Do we want a Mayor and City Councilors who encourage us to SPEAK UP?
These candidates are Carole Smith, Mayor; Cara Kaser, Ward 1; Matt Ausec, Ward 5: Sally Cook, Ward 7.
Or do we want a Mayor and City Councilors who prefer that we SHUT UP?
These candidates are Chuck Bennett, Mayor; Jan Kailuweit, Ward 1; Brad Nanke, Ward 3; Warren Bednarz, Ward 7.
I've heard each of the SPEAK UP and SHUT UP candidates speak at debates and forums. I've perused their web sites and read news stories about them.
So I feel confident in saying that people who value citizen involvement, and want City officials to be open to creative fresh ideas about how to make Salem a more livable city, should vote for Smith, Kaser, Ausec, and Cook.
Mayor candidate Carole Smith expressed the SPEAK UP view nicely in a recent Statesman Journal story about her and Bennett.
Smith — who is retired — and her husband owned and restored four historic downtown buildings, including the Grand Ballroom and Theatre. They took pigeon-infested blights and turned them into active downtown properties.
When you buy a historic building, you have to look at "not what it is, but what it could be," she said. Smith said she looks at Salem the same way. For Smith, "it's mainly about community input."
She believes that if everyone works together to make Salem into a place we'd all like to live, then more family-wage jobs will come to Salem.
"If we could just make a community we all love and cherish, how could others not know it?" she said. "We'd have a better community if we just listened."
Getting citizens to feel more welcomed and encouraged to participate in the community would be a huge accomplishment, she said. One of the ways she wants to do that is by instituting public, monthly "coffee with the mayor" sessions like what Mayor Cathy Clark does in Keizer.
By contrast the SHUT UP candidates are OK with the crappy way the current conservative City Council majority treats citizens. This is reflected in a quote from Chuck Bennett that was in the Statesman Journal story.
For the past nine years, Bennett has served Ward 1 as its representative on city council. He has worked closely with the mayor, councilors and city staff. That intimate knowledge of city workings is why Bennett said he's best suited for the role of mayor.
"I know what I'm talking about and I know what I'm doing," he said.
Well, a Mayor who believes that he knows what he's talking about and doing won't be motivated to ask people, "What ideas do you have for making this town better?" Bennett wrongly thinks he already has all of the answers.

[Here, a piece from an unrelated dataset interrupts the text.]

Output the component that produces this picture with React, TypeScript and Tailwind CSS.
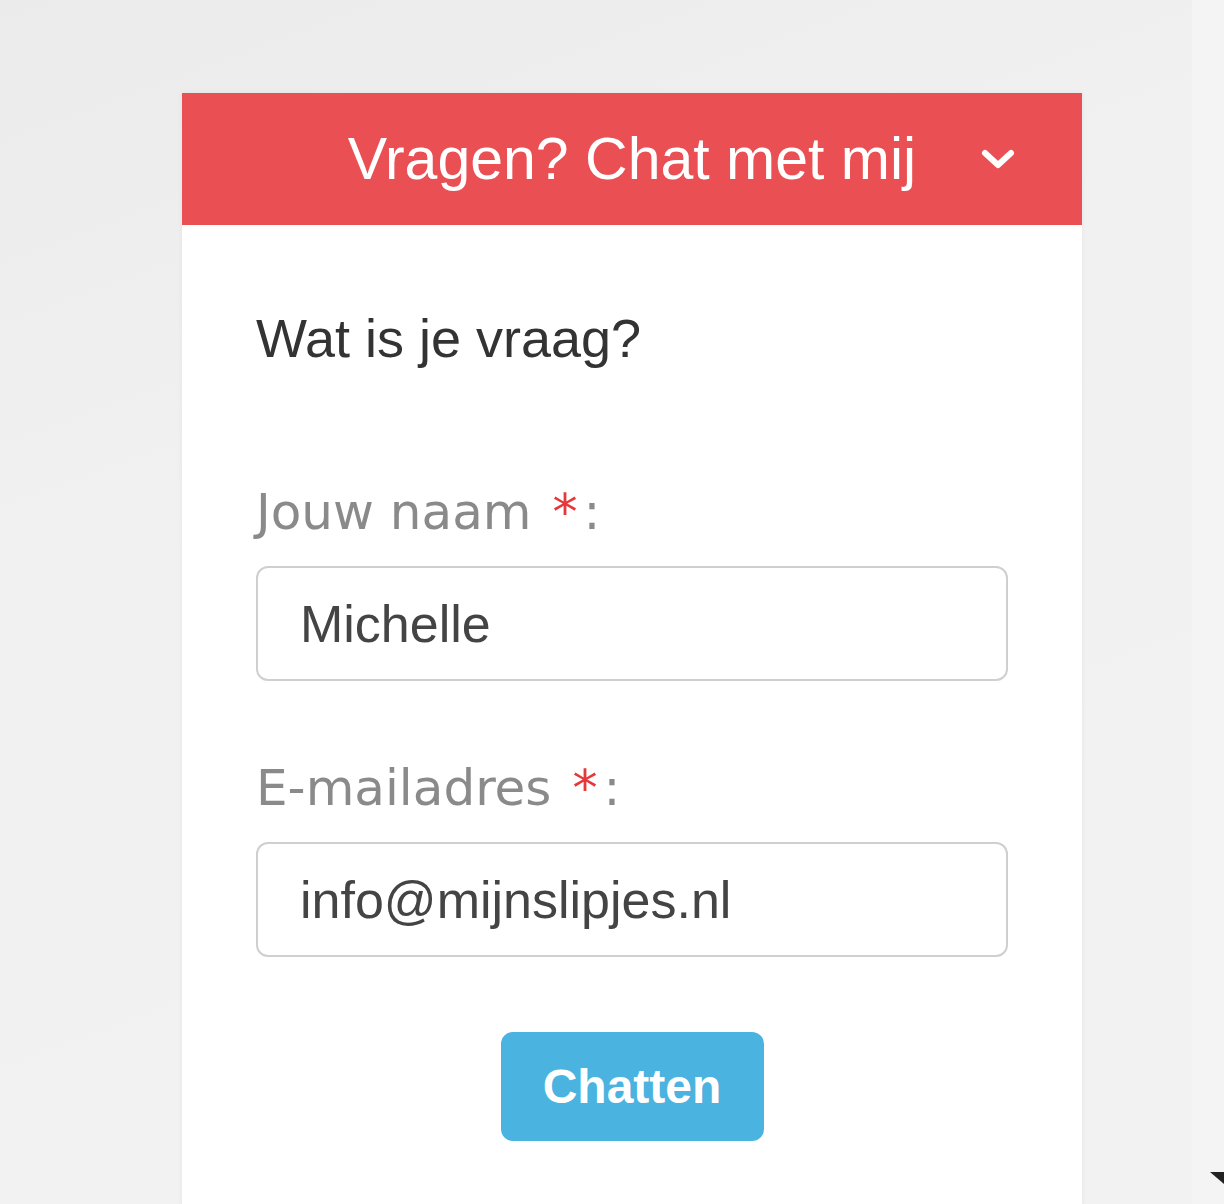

Which, of course, he doesn't.
In a similar vein, I've heard the SHUT UP City Council candidates say that everything is fine with the inadequate way City government currently views public participation. I talked about this in "Edgiest moments from Salem City Council Candidate Forum."
Citizen involvement. Kailuweit and Nanke repeatedly referred to the City Council's Budget Committee as being a marvelous example of how open and transparent city government is. Why, anyone can be involved in the budgeting process. All you have to do is somehow learn that the Committee is meeting, then have the time and inclination to testify.
They were astounded that -- shock! -- often no citizens take part in the Budget Committee goings-on. But in line with the Chamber of Commerce Team motto, Everything is great in Salem, so keep things just as they are, Kailuweit and Nanke saw little or no need to do anything differently, citizen-outreach-wise.
On the other hand, the Progressive Team was big on encouraging more public involvement in City of Salem affairs. Ausec said that expensive consultants should be used less, and knowledgeable local people should be used more. Cook said that citizens should be talked to on the neighborhood level, rather than expecting citizens to troop down to City Hall at inconvenient times in order to weigh in on policy issues.
So I urge Salem citizens to vote for the SPEAK UP candidates: Carole Smith, Cara Kaser, Matt Ausec, Sally Cook.
It's no fun to be told to SHUT UP -- especially by so-called "public servants."